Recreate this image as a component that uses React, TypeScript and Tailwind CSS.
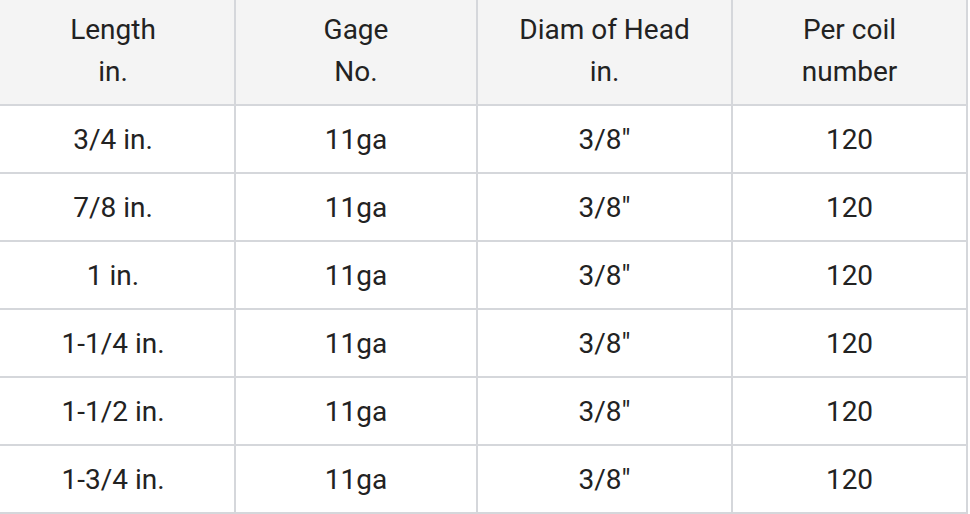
import React from "react";

const headers: [string, string][] = [
  ["Length", "in."],
  ["Gage", "No."],
  ["Diam of Head", "in."],
  ["Per coil", "number"],
];

const rows: string[][] = [
  ["3/4 in.", "11ga", '3/8"', "120"],
  ["7/8 in.", "11ga", '3/8"', "120"],
  ["1 in.", "11ga", '3/8"', "120"],
  ["1-1/4 in.", "11ga", '3/8"', "120"],
  ["1-1/2 in.", "11ga", '3/8"', "120"],
  ["1-3/4 in.", "11ga", '3/8"', "120"],
];

const widths = ["w-[244px]", "w-[242px]", "w-[255px]", "w-[235px]"];

export default function App() {
  return (
    <div className="w-[970px] h-[514px] bg-white overflow-hidden text-[#222222] font-['Roboto',_'Liberation_Sans',_sans-serif] text-[28px]">
      <div className="flex flex-col w-[976px] -ml-[8px]">
        <div className="flex h-[106px] bg-[#f4f4f4]">
          {headers.map((h, i) => (
            <div
              key={i}
              className={`${widths[i]} shrink-0 flex flex-col items-center justify-center border-r-2 border-b-2 border-[#d5d7db] leading-[42px] pb-[2px]`}
            >
              <span>{h[0]}</span>
              <span>{h[1]}</span>
            </div>
          ))}
        </div>
        {rows.map((r, ri) => (
          <div key={ri} className="flex h-[68px] bg-white">
            {r.map((c, ci) => (
              <div
                key={ci}
                className={`${widths[ci]} shrink-0 flex items-center justify-center border-r-2 border-b-2 border-[#d5d7db] pt-[2px]`}
              >
                {c}
              </div>
            ))}
          </div>
        ))}
      </div>
    </div>
  );
}
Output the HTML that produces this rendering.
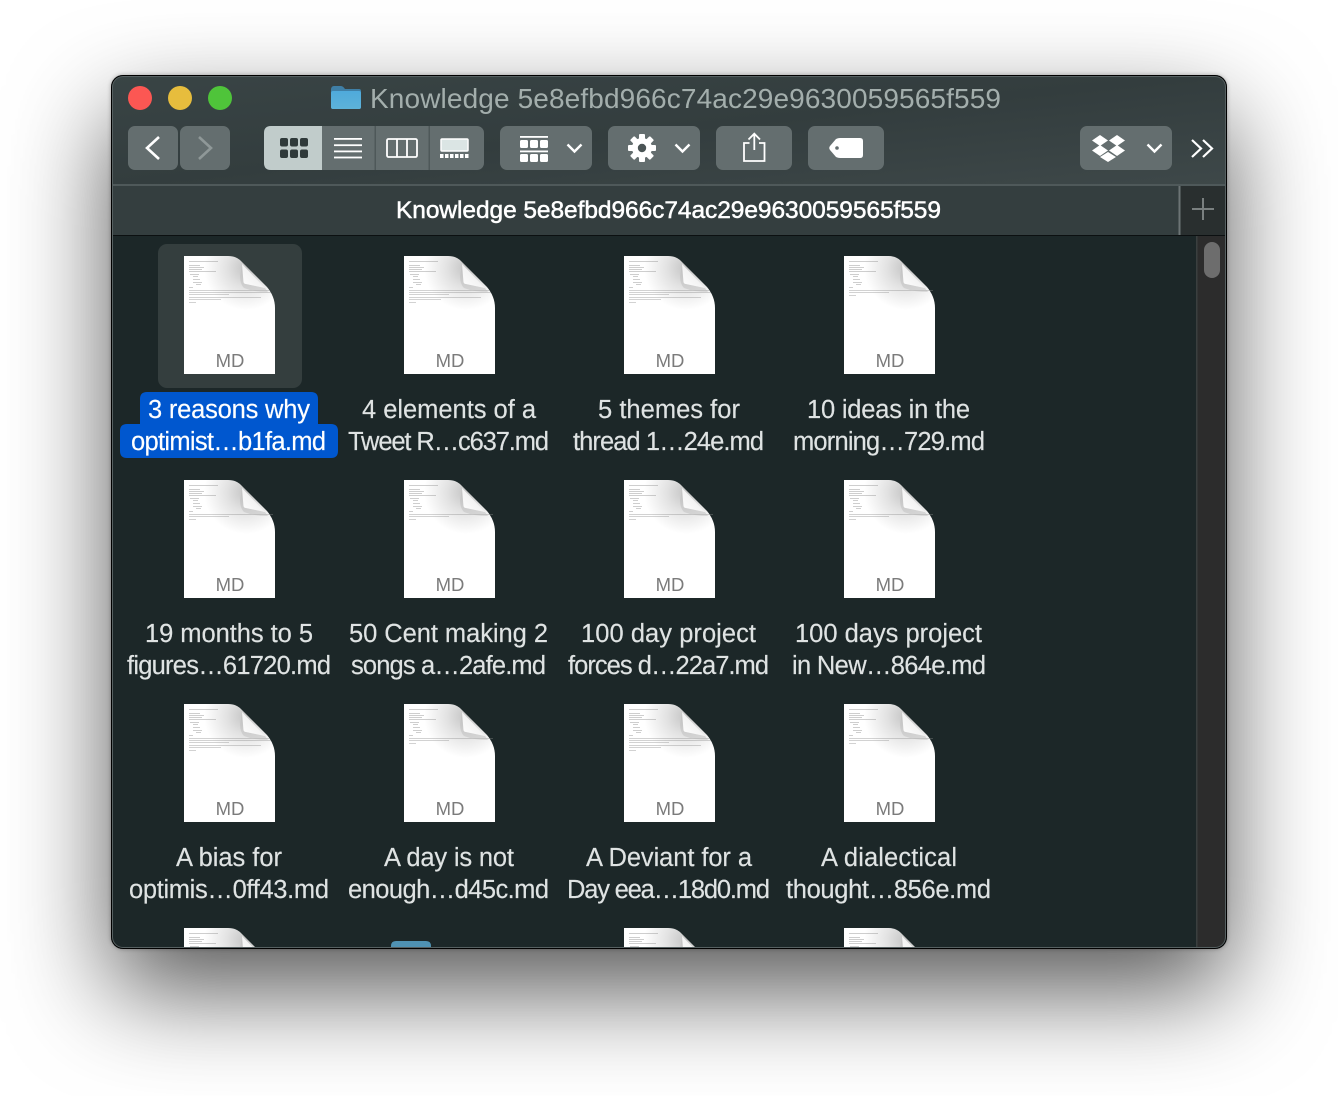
· · · ·
→ **Work to complete**: Give all the entries again exactly, dropping each picture.

→ **Solution to this problem**:
Recreate this image as a component that uses React, TypeScript and Tailwind CSS.
import React from "react";

const headers: [string, string][] = [
  ["Length", "in."],
  ["Gage", "No."],
  ["Diam of Head", "in."],
  ["Per coil", "number"],
];

const rows: string[][] = [
  ["3/4 in.", "11ga", '3/8"', "120"],
  ["7/8 in.", "11ga", '3/8"', "120"],
  ["1 in.", "11ga", '3/8"', "120"],
  ["1-1/4 in.", "11ga", '3/8"', "120"],
  ["1-1/2 in.", "11ga", '3/8"', "120"],
  ["1-3/4 in.", "11ga", '3/8"', "120"],
];

const widths = ["w-[244px]", "w-[242px]", "w-[255px]", "w-[235px]"];

export default function App() {
  return (
    <div className="w-[970px] h-[514px] bg-white overflow-hidden text-[#222222] font-['Roboto',_'Liberation_Sans',_sans-serif] text-[28px]">
      <div className="flex flex-col w-[976px] -ml-[8px]">
        <div className="flex h-[106px] bg-[#f4f4f4]">
          {headers.map((h, i) => (
            <div
              key={i}
              className={`${widths[i]} shrink-0 flex flex-col items-center justify-center border-r-2 border-b-2 border-[#d5d7db] leading-[42px] pb-[2px]`}
            >
              <span>{h[0]}</span>
              <span>{h[1]}</span>
            </div>
          ))}
        </div>
        {rows.map((r, ri) => (
          <div key={ri} className="flex h-[68px] bg-white">
            {r.map((c, ci) => (
              <div
                key={ci}
                className={`${widths[ci]} shrink-0 flex items-center justify-center border-r-2 border-b-2 border-[#d5d7db] pt-[2px]`}
              >
                {c}
              </div>
            ))}
          </div>
        ))}
      </div>
    </div>
  );
}
Output the HTML that produces this rendering.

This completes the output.